Problem statement: Keep every line where the word "styles" appears; drop the rest.

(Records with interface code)
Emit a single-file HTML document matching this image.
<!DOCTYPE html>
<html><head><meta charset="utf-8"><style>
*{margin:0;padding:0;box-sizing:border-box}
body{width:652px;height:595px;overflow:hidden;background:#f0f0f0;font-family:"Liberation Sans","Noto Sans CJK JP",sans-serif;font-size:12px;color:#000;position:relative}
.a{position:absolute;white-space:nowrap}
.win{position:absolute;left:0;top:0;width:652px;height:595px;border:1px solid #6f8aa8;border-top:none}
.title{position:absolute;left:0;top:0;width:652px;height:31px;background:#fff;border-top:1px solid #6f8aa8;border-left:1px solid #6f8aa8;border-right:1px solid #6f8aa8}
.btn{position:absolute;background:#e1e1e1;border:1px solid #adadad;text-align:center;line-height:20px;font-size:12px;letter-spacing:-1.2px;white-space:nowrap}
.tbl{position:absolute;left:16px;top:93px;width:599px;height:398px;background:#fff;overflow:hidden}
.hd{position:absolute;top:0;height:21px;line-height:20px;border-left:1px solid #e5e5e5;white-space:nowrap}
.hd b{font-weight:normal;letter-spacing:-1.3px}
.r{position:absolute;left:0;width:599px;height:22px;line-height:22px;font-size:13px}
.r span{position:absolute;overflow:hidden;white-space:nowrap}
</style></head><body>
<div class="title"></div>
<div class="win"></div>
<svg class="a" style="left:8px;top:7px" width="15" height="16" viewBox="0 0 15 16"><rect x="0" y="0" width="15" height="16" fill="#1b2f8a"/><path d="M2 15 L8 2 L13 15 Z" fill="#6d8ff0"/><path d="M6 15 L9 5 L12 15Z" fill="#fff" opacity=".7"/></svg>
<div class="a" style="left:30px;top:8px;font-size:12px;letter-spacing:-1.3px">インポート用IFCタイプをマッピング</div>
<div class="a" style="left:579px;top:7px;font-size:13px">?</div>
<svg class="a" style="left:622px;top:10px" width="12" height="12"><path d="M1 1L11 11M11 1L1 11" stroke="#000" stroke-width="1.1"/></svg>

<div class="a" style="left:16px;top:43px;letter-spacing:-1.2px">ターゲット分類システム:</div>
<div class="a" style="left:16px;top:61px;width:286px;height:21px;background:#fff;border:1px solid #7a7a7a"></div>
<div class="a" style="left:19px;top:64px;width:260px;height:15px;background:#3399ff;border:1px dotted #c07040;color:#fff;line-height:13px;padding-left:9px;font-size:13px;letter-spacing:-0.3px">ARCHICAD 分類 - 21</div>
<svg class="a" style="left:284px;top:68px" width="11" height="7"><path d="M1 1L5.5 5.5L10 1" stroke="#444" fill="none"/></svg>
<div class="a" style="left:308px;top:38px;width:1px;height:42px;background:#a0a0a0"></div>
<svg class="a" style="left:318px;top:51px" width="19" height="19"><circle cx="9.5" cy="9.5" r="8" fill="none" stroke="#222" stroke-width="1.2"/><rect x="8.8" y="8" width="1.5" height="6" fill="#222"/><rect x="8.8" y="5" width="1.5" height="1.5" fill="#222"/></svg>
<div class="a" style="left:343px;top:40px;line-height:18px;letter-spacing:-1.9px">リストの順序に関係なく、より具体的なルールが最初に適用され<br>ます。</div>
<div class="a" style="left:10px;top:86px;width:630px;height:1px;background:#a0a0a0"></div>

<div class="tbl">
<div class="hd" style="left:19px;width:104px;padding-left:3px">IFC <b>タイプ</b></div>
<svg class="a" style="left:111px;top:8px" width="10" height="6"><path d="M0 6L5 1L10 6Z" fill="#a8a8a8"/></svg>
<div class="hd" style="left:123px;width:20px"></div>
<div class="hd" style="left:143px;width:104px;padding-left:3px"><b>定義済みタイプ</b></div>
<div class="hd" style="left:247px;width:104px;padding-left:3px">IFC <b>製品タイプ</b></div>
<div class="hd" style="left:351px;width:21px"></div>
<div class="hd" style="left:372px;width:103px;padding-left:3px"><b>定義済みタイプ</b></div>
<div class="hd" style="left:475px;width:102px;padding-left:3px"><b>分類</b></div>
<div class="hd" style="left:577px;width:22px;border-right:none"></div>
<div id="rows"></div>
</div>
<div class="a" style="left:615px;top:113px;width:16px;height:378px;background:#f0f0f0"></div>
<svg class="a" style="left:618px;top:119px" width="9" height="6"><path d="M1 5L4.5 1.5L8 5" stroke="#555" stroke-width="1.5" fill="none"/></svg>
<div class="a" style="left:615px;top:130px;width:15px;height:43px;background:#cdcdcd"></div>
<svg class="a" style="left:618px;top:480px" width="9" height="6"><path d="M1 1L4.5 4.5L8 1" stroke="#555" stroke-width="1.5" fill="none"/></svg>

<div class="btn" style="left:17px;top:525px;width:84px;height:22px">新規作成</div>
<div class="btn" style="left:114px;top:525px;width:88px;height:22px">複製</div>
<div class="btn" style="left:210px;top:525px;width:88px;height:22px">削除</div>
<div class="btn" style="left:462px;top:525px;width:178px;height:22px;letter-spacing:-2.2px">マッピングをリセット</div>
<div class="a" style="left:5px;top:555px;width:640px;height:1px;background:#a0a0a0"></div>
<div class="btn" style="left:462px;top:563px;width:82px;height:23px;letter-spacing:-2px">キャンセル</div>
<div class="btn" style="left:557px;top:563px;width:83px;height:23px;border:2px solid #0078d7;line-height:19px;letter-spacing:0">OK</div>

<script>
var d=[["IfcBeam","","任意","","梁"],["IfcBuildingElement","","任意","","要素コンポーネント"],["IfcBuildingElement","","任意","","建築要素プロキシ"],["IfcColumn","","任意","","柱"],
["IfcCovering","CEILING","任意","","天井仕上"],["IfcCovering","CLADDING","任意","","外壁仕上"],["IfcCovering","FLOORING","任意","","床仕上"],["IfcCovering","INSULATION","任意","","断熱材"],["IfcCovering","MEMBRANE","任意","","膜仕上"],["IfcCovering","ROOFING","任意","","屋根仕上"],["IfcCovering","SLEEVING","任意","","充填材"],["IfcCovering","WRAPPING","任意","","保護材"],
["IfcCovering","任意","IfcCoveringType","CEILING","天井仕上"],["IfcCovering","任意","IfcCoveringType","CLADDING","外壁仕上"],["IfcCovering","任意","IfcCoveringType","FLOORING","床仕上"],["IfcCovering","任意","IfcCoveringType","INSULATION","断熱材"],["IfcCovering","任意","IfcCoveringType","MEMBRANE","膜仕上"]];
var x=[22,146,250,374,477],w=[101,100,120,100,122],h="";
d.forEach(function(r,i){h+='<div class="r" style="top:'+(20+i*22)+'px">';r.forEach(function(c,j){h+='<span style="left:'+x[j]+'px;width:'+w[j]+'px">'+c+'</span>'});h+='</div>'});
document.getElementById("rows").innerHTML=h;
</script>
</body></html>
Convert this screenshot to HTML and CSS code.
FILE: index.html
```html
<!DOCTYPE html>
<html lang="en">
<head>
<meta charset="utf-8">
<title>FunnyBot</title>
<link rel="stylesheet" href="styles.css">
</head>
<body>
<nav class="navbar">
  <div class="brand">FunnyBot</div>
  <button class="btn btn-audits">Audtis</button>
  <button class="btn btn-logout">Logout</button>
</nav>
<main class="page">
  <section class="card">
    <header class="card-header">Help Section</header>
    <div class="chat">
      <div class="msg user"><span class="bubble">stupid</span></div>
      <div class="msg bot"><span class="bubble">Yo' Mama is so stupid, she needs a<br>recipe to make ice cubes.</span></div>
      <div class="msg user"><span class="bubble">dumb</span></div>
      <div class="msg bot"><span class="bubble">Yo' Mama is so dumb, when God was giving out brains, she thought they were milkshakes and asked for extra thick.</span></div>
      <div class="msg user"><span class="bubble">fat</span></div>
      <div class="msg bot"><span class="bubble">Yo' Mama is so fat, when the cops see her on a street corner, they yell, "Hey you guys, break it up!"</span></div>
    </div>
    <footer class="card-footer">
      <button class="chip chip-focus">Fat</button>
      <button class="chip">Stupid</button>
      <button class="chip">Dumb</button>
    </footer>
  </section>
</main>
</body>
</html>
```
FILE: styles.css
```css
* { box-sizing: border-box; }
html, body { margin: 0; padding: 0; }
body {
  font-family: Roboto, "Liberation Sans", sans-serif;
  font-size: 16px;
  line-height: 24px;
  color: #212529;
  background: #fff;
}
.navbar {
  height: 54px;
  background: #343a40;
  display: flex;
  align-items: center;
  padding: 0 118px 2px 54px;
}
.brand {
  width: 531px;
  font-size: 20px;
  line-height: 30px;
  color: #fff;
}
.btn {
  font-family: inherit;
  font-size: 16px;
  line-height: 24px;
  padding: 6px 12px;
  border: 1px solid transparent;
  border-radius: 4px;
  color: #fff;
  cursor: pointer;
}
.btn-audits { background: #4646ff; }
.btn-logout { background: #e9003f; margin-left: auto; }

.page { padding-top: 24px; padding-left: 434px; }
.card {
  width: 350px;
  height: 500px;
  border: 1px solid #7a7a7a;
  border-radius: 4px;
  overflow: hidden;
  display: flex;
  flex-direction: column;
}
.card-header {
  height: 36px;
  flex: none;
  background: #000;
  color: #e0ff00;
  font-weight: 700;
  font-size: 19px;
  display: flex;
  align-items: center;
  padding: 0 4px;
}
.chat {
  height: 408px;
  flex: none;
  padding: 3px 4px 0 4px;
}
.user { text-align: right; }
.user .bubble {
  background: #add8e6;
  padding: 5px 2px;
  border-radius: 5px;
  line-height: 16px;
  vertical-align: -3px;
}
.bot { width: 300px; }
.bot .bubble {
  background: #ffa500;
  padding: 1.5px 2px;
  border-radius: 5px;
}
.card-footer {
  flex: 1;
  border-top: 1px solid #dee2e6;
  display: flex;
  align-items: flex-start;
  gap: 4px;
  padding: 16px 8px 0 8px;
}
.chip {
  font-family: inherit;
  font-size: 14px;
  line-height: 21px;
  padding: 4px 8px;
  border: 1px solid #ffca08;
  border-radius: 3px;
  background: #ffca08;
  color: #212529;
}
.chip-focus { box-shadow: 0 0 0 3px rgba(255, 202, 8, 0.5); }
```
---
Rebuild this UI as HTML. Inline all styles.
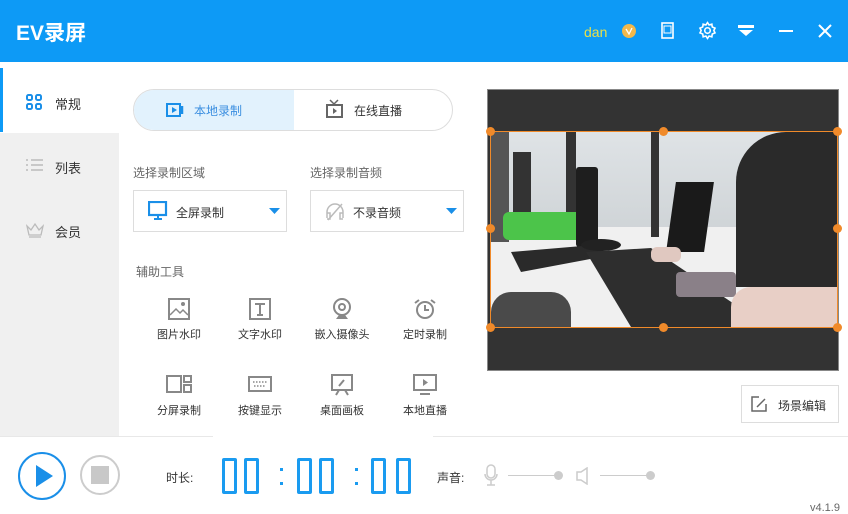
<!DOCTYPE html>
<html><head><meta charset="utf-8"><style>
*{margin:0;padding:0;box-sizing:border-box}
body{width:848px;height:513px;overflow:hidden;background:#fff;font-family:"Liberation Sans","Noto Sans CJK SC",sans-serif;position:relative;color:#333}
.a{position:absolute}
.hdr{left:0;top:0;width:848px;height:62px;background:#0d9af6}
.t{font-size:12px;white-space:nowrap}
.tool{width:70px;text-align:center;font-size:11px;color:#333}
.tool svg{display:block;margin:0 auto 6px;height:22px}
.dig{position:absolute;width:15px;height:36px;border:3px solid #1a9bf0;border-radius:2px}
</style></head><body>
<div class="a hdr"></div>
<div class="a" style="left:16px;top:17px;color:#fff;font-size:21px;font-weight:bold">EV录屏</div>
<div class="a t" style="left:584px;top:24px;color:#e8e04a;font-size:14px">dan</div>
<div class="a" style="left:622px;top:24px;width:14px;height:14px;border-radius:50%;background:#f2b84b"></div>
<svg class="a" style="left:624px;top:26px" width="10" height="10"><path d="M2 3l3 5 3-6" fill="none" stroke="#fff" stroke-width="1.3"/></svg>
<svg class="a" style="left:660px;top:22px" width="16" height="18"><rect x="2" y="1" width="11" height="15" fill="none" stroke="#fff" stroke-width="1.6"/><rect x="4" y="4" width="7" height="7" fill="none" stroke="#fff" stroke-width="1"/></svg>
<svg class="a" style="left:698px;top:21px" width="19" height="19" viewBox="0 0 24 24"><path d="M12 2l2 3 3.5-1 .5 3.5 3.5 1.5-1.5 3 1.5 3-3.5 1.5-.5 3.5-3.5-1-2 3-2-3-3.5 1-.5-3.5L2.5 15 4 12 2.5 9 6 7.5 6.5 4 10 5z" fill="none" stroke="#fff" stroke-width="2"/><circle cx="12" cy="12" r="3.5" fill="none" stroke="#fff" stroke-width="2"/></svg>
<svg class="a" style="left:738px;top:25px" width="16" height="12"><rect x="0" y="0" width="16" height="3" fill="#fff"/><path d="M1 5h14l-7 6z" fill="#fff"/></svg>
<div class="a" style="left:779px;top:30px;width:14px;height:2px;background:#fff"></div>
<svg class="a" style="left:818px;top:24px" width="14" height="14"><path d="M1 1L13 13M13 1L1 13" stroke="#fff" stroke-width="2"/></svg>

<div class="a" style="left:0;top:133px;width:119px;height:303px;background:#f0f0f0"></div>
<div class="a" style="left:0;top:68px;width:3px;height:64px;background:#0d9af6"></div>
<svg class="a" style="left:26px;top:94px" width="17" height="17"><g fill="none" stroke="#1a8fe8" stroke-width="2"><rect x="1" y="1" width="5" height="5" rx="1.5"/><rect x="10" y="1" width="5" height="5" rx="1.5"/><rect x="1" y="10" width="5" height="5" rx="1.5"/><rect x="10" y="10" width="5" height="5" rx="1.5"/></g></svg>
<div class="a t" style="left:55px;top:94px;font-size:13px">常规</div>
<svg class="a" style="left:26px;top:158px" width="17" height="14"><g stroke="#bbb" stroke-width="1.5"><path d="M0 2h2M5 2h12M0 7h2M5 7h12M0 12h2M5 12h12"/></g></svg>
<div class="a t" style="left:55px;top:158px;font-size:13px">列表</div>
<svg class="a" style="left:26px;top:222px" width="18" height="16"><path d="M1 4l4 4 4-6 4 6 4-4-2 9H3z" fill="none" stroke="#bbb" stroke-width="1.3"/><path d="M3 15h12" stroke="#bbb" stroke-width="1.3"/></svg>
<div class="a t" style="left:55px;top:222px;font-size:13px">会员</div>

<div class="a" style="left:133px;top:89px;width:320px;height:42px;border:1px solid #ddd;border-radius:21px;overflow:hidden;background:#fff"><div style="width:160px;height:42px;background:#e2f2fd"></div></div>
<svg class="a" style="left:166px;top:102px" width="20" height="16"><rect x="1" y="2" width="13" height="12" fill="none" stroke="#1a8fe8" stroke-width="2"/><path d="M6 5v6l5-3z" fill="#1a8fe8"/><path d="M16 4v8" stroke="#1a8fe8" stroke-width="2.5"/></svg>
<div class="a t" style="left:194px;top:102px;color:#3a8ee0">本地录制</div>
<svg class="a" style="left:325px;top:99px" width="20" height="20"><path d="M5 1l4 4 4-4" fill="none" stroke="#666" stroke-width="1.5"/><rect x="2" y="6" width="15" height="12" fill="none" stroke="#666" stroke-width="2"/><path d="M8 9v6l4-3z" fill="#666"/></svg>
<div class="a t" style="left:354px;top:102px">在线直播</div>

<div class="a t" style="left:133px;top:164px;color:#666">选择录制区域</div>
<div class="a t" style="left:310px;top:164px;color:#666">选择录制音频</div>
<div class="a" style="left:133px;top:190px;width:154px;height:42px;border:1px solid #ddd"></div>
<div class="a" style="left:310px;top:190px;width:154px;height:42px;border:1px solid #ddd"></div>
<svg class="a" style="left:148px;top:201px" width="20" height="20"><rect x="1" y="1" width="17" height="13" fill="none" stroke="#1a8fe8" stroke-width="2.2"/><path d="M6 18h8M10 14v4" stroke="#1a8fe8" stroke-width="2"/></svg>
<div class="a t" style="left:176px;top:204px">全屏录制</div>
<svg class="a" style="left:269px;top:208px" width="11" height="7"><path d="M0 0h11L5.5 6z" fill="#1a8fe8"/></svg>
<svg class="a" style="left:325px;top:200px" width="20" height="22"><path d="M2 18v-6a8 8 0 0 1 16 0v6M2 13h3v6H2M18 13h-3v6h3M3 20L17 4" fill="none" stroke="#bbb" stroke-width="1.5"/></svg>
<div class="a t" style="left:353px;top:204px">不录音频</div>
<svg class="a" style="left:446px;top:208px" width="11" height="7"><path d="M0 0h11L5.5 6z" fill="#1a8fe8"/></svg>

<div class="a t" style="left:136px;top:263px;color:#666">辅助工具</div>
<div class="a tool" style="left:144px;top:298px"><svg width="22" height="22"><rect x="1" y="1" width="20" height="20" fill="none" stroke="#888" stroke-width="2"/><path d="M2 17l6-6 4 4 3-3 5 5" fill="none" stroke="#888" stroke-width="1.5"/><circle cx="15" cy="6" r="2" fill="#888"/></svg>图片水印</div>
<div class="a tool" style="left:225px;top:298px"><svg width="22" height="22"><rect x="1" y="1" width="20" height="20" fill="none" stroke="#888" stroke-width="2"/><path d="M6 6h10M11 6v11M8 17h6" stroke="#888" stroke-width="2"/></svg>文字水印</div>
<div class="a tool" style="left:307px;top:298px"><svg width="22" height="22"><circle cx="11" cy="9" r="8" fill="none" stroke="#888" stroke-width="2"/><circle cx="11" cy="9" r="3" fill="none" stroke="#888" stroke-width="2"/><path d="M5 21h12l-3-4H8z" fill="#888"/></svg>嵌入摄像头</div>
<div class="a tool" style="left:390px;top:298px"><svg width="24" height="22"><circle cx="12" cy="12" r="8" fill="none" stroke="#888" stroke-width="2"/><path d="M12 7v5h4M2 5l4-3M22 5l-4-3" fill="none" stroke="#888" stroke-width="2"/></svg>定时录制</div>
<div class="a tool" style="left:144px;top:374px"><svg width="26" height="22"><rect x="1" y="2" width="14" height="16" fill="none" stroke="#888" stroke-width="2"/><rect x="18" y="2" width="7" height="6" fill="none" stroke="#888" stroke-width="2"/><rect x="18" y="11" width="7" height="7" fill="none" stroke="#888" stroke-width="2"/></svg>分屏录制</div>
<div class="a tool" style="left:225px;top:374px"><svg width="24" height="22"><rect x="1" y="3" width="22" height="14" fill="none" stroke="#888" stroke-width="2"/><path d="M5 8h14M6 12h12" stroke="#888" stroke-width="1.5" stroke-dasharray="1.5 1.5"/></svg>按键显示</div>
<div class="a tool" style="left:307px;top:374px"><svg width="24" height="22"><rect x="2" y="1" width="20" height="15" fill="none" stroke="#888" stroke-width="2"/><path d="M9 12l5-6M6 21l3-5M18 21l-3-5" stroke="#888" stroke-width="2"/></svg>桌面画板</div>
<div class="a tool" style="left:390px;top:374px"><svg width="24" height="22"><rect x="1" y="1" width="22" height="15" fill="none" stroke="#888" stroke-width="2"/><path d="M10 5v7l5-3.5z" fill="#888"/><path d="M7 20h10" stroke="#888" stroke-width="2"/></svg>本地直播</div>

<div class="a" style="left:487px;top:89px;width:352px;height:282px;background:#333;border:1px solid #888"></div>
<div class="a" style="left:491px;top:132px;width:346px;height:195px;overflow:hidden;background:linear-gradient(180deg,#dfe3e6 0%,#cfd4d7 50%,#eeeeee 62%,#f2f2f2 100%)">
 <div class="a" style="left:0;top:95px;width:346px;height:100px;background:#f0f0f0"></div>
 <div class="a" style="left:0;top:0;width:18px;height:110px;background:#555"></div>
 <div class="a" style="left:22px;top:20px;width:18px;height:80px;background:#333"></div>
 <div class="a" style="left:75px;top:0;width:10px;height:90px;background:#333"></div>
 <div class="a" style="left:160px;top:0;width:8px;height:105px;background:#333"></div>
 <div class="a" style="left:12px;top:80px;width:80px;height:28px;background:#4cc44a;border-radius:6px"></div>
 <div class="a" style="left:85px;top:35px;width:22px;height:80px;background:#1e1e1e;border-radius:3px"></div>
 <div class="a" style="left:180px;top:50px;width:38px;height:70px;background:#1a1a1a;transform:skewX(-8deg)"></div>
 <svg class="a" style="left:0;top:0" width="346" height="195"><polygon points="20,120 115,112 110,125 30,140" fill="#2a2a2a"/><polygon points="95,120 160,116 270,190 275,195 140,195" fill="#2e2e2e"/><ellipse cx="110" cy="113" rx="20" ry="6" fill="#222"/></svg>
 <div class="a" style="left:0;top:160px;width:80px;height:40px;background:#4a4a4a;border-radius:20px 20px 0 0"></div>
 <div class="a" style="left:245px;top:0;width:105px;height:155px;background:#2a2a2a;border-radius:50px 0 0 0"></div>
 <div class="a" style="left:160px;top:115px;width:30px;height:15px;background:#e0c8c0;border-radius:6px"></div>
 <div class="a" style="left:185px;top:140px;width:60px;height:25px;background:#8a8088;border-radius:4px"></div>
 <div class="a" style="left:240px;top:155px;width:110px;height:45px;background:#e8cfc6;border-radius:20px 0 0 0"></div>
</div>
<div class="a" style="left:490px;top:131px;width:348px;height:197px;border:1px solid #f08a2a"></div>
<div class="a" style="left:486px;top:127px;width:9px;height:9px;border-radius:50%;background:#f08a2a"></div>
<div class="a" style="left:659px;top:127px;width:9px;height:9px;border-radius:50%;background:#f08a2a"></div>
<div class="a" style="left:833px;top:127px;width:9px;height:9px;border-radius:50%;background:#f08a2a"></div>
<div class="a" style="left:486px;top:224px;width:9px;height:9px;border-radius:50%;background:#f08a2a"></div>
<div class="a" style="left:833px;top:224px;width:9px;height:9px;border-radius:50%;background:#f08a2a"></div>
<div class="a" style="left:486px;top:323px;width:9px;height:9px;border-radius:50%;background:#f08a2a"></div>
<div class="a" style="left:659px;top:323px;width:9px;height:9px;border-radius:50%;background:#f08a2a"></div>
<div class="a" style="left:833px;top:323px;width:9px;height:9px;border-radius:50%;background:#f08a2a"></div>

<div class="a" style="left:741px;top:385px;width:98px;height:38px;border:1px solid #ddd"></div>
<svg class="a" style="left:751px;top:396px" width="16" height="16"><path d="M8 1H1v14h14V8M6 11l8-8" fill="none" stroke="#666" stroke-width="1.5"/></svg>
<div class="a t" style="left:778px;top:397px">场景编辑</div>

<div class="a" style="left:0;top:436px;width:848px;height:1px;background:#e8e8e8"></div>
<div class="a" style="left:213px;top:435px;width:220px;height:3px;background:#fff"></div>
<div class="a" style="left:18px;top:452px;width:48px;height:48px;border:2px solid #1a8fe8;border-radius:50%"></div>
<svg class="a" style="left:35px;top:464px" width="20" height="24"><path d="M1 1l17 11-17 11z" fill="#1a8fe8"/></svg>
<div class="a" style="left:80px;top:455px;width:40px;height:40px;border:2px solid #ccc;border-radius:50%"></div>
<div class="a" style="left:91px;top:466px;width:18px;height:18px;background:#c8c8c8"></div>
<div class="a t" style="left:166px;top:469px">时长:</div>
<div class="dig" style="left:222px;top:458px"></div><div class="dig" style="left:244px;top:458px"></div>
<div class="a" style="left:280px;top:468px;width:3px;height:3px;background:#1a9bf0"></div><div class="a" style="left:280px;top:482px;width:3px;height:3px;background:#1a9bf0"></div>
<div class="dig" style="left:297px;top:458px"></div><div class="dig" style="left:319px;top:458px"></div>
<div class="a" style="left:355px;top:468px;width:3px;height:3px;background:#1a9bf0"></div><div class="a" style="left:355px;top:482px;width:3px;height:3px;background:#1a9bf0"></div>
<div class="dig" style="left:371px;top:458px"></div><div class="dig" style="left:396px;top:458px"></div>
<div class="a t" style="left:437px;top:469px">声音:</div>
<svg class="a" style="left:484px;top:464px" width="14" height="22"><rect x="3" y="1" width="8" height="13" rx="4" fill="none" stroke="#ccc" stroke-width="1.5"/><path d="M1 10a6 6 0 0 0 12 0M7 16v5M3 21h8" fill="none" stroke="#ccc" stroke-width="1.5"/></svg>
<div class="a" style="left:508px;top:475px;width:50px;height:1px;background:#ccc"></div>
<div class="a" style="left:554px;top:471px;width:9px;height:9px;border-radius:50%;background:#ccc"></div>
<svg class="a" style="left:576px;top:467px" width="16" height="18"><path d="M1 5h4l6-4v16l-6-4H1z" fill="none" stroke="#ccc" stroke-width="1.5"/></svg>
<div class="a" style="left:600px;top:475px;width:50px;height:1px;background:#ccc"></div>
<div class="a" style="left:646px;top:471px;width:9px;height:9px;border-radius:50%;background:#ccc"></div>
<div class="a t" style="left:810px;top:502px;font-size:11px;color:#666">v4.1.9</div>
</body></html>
* * *
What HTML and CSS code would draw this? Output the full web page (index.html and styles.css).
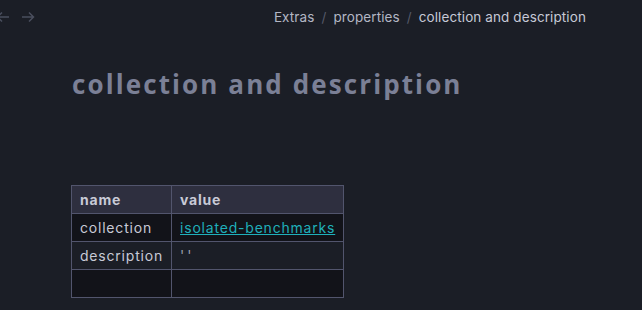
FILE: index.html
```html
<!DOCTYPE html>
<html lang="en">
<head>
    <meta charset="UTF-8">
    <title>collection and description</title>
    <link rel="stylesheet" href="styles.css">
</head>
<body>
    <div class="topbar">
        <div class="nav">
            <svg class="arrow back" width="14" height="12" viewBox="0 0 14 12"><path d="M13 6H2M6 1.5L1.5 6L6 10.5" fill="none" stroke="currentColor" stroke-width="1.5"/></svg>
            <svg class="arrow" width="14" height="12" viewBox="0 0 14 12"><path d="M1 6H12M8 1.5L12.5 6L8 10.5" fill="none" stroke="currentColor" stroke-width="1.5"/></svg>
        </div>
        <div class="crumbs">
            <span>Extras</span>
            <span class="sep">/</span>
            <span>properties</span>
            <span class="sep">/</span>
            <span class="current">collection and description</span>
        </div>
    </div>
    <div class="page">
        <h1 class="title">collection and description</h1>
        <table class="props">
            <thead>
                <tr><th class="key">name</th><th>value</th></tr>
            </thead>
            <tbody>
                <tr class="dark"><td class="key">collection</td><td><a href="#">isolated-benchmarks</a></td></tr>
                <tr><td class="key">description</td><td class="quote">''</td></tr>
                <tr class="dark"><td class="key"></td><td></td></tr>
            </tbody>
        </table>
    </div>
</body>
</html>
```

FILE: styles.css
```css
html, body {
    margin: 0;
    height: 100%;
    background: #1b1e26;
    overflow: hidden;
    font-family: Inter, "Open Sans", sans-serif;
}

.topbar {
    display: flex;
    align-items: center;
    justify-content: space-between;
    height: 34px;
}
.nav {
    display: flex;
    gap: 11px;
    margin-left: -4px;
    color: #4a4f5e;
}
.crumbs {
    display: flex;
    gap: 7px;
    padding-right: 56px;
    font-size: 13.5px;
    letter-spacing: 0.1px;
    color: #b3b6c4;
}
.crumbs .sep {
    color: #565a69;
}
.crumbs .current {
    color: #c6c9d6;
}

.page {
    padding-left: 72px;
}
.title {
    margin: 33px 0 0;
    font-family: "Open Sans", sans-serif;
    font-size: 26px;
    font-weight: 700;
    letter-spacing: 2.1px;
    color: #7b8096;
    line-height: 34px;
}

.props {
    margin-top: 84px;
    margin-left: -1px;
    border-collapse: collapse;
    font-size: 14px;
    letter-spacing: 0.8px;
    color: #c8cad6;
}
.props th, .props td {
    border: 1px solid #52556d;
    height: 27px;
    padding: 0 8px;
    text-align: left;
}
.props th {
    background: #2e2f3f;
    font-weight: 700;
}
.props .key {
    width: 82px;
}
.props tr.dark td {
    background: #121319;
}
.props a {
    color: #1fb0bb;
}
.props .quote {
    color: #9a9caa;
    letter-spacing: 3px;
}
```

Worked solution:
<link rel="stylesheet" href="styles.css">
FILE: styles.css
Rebuild this UI as HTML. Inline all styles.
What HTML and CSS code would draw this? Output the full web page (index.html and styles.css).
    <link rel="stylesheet" href="styles.css">
FILE: styles.css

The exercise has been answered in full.